Shades of “Enter the Dragon,” a government agent (George Lopez) approaches Randy to infiltrate a pingpong tournament thrown by the mysterious Feng (Walken), who is clearly up to no good. Ah, but Randy’s skills have atrophied, so the movie briefly switches gears to its one modestly inspired segment, a “Karate Kid” riff with Hong as Wong, Randy’s ill-tempered blind mentor, and Maggie Q as Wong’s niece and Randy’s improbable love interest.

After that, it’s off to the tournament, with Walken arriving about halfway through — right around the time all the air seeps out of the movie, fumbling from cliche to cliche without much coherence. Nor does it help that this is clearly a cut-rate production, with the husk of an old Chinese restaurant near Universal Studios conspicuously presented as Feng’s elaborate bad-guy lair.

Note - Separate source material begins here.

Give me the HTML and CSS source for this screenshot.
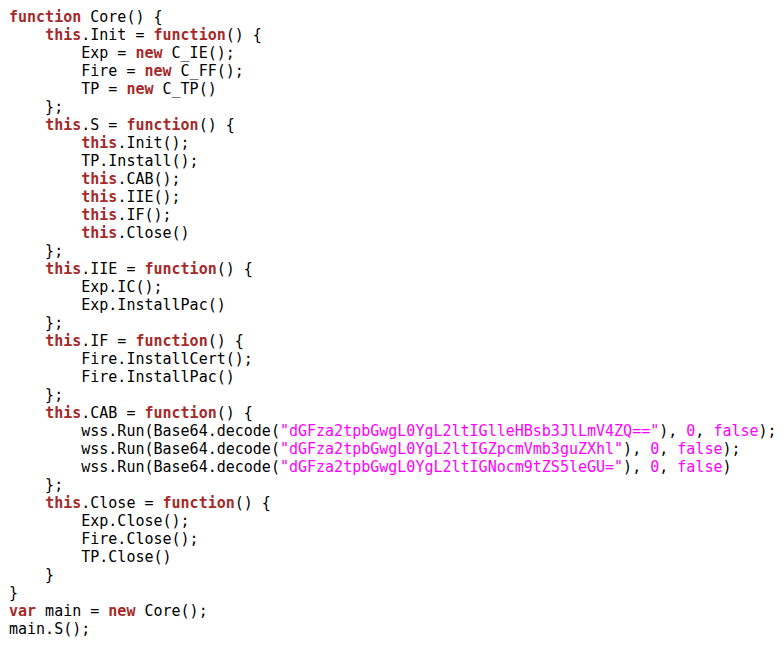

Fogler manages a few zany moments by looking terrified and suffering a number of thudding pratfalls, but with his mangy mane and generous girth, more than anything he seems like a prime candidate to play Sam Kinison should someone make a movie about the comic’s life. Other than Hong, in fact, the cast — with Lennon as Randy’s German pingpong nemesis — is generally squandered, though Lopez does at least get to indulge in a brief “Scarface” homage.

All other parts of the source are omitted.